BEGIN Data lines

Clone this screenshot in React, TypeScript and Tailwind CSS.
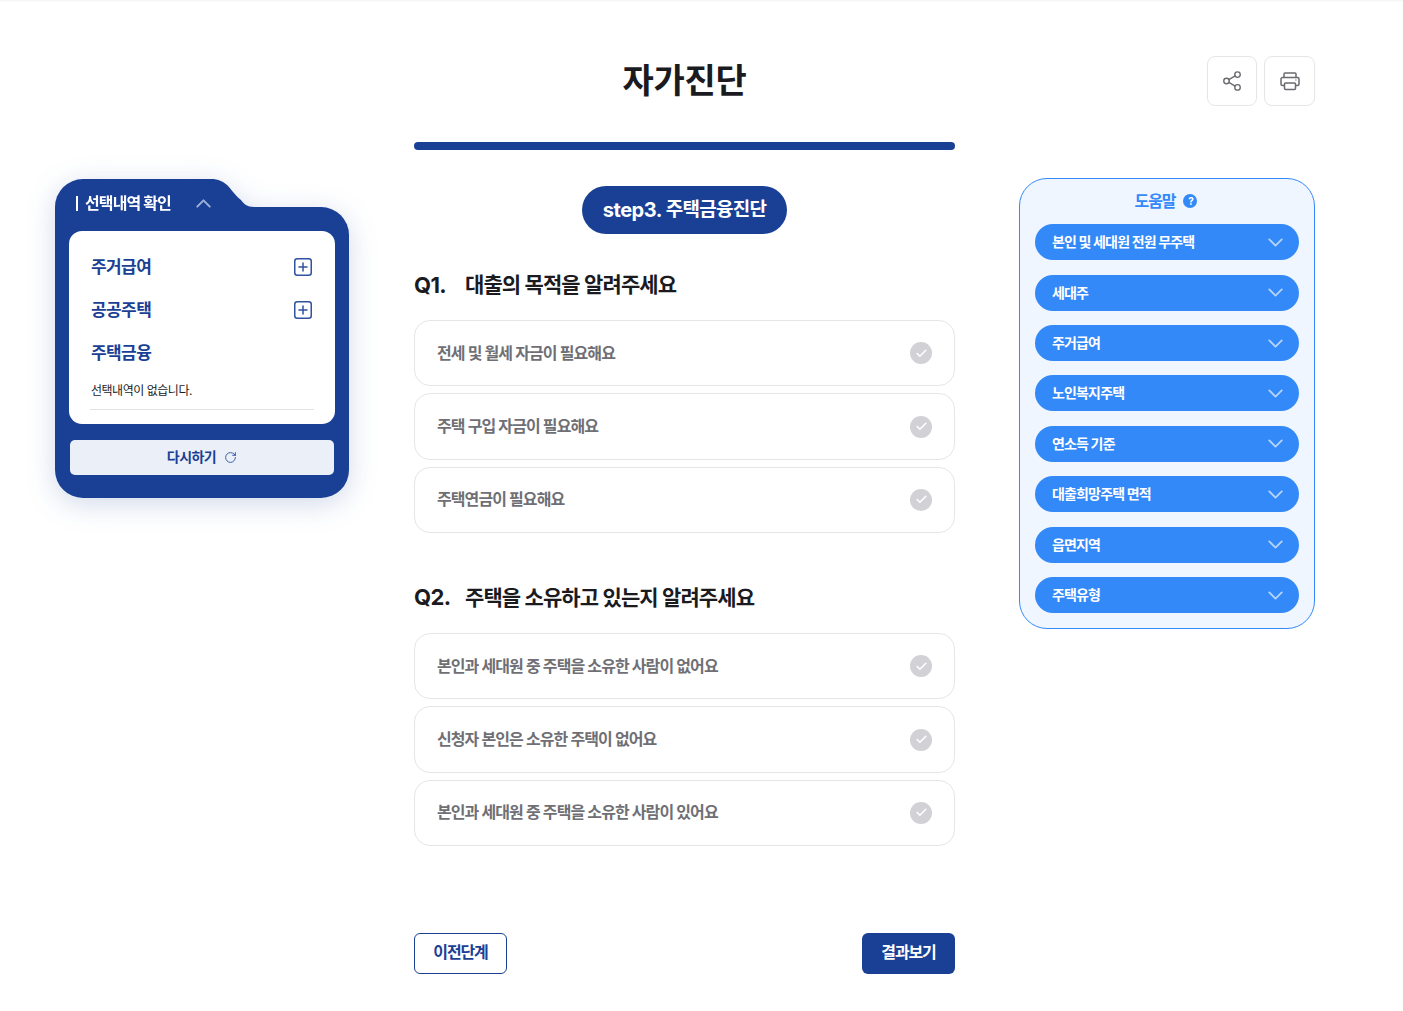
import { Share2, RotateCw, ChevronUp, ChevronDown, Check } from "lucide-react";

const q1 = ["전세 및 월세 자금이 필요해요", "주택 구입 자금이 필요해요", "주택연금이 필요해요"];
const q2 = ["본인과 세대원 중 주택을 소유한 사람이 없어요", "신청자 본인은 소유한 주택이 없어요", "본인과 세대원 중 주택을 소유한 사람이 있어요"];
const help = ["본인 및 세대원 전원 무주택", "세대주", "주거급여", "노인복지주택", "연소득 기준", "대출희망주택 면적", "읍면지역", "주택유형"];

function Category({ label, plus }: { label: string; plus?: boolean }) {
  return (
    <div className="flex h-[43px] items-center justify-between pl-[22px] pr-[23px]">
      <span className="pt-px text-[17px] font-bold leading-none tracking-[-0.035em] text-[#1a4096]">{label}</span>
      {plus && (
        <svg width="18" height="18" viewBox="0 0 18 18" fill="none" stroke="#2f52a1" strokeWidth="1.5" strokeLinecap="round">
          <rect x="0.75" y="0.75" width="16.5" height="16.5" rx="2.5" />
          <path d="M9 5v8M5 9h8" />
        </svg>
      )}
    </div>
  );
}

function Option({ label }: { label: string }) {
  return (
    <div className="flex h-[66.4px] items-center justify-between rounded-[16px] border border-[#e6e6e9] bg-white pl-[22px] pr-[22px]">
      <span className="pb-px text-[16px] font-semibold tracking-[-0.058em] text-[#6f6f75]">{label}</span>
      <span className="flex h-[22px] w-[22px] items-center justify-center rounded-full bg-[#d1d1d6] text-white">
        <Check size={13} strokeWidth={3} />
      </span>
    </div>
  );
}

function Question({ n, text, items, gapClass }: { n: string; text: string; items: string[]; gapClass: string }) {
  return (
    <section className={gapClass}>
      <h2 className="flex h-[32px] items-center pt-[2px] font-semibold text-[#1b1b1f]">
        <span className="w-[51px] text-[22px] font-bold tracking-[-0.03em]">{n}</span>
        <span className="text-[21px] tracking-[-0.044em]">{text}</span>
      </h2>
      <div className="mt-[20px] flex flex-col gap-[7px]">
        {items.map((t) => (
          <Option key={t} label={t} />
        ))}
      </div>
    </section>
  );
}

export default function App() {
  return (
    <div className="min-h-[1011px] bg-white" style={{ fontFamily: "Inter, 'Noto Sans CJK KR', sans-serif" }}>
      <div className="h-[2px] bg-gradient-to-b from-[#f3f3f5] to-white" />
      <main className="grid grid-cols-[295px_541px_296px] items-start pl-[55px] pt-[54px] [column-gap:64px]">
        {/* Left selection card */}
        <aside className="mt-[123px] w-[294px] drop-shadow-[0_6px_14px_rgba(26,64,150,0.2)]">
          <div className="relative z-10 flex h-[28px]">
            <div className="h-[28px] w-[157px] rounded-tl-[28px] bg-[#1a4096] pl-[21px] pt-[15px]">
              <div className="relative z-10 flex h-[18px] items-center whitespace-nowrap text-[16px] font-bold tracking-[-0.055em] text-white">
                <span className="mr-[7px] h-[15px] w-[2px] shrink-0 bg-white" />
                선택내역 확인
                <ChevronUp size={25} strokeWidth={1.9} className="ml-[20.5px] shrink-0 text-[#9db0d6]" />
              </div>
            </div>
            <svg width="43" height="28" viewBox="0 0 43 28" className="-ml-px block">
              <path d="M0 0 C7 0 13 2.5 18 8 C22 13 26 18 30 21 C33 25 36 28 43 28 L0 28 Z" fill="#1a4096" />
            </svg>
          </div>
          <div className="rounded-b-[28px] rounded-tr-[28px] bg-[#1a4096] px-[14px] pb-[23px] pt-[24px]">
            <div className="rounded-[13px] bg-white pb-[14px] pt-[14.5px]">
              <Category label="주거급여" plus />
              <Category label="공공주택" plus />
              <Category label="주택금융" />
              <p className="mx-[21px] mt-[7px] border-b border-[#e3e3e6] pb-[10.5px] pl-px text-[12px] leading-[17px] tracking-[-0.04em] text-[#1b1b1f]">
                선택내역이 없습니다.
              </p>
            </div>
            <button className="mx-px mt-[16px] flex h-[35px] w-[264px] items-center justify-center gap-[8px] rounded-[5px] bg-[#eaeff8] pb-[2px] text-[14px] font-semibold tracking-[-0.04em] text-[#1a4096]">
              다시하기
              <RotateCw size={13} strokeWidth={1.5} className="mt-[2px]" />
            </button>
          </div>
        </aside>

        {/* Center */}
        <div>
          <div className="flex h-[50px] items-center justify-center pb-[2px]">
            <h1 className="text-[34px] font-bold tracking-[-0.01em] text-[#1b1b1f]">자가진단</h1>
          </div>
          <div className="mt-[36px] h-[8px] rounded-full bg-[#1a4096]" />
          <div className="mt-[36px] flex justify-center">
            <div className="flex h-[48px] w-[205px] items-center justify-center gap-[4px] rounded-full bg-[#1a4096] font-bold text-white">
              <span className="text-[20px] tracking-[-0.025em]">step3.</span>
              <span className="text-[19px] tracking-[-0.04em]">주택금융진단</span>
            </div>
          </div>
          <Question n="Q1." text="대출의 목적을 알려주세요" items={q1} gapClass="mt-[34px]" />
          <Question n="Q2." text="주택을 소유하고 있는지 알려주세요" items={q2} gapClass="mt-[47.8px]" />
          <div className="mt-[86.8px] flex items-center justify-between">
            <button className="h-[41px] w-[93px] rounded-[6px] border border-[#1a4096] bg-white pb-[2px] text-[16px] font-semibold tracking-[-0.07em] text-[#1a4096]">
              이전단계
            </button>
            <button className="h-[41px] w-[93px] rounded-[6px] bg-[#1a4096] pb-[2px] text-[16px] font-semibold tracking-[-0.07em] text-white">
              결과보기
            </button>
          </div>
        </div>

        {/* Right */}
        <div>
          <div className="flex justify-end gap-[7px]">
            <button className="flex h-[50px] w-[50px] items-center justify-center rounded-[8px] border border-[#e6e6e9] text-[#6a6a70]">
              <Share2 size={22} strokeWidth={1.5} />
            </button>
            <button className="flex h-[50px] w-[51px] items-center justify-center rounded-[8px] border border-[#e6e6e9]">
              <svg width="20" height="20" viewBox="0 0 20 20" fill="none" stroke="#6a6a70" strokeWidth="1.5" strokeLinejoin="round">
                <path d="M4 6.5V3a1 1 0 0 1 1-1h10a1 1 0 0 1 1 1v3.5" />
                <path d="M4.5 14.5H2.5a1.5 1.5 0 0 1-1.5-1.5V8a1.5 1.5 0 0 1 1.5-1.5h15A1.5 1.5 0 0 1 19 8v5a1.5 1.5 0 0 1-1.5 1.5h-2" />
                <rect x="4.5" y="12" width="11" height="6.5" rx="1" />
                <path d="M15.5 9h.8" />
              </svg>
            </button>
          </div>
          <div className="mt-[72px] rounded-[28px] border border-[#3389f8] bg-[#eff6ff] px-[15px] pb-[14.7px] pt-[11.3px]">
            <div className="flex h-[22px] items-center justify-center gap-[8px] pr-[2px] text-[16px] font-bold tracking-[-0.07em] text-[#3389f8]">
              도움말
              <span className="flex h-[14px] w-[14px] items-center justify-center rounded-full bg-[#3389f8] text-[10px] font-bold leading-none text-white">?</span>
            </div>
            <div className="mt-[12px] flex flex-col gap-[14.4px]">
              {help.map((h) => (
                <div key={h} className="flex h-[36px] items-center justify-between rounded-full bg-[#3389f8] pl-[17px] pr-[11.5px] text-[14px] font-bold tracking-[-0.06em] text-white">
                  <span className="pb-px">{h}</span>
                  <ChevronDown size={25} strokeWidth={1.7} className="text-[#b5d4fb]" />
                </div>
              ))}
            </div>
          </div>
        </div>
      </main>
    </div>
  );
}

END Data lines
BEGIN Data lines

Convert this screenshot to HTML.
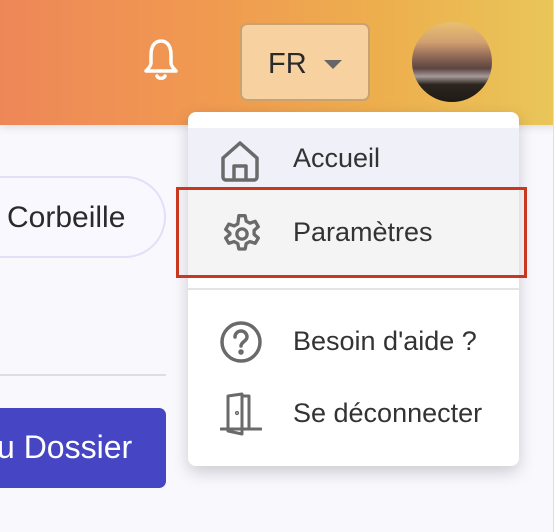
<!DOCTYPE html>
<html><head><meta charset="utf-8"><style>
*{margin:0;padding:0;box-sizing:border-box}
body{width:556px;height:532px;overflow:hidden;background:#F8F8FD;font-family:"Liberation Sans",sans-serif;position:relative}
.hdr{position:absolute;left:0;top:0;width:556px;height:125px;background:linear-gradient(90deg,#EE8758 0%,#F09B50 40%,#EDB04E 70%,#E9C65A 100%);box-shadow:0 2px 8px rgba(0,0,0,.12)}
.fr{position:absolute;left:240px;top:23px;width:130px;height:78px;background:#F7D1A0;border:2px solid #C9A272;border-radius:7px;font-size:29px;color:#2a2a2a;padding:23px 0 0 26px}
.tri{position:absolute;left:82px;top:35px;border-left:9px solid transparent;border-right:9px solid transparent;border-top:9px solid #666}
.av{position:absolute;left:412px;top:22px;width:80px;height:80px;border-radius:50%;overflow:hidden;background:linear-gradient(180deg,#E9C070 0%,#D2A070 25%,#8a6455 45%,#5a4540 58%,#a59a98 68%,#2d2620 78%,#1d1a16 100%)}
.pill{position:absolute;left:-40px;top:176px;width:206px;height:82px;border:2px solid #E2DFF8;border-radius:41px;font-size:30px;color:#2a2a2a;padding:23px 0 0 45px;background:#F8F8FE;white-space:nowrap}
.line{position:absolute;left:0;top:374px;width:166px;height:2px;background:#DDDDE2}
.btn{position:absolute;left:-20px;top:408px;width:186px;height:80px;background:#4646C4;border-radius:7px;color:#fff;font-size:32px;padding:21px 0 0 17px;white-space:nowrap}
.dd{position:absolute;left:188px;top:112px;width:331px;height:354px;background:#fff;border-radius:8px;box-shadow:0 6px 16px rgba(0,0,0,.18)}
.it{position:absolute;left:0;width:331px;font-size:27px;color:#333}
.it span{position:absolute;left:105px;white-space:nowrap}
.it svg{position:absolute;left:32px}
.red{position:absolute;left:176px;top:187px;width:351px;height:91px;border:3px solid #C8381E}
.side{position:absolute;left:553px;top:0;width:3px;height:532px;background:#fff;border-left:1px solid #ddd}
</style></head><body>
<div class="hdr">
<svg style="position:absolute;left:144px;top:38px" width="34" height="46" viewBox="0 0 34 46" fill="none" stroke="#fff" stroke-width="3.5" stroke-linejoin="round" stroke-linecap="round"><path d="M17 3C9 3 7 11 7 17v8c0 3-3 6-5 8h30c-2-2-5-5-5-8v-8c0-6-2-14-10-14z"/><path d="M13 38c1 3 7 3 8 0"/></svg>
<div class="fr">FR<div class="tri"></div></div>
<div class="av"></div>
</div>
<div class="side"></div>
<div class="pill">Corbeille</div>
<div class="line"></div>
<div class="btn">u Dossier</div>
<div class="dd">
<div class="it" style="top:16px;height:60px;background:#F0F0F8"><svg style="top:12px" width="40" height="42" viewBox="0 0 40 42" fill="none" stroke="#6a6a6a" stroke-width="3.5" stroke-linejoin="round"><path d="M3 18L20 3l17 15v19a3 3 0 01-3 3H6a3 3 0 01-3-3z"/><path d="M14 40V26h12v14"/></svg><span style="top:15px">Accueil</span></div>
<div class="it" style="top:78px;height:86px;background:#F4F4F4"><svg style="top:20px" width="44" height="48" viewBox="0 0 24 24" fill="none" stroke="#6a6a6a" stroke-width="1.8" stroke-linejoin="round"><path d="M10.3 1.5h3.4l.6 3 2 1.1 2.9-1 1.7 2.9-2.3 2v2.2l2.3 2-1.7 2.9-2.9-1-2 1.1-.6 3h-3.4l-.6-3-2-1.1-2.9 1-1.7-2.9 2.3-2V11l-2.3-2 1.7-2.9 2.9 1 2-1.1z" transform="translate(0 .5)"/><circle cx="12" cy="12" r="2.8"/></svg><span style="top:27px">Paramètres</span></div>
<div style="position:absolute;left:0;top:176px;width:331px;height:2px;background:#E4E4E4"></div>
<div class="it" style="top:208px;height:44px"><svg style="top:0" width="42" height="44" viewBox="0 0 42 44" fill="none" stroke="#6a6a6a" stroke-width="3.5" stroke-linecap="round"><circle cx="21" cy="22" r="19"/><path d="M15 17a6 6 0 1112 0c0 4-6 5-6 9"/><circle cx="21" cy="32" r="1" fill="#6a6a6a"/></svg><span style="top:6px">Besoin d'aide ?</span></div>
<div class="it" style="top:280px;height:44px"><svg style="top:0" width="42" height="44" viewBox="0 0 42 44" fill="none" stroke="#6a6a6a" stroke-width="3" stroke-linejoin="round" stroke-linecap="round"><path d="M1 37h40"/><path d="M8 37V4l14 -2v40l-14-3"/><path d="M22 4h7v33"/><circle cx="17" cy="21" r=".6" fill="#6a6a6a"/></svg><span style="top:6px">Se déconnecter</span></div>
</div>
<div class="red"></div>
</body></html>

END Data lines

## Exercise requirements
Looking at the records above, work out how many lines include the word "this", then give that number by itself.

## Response to the exercise
2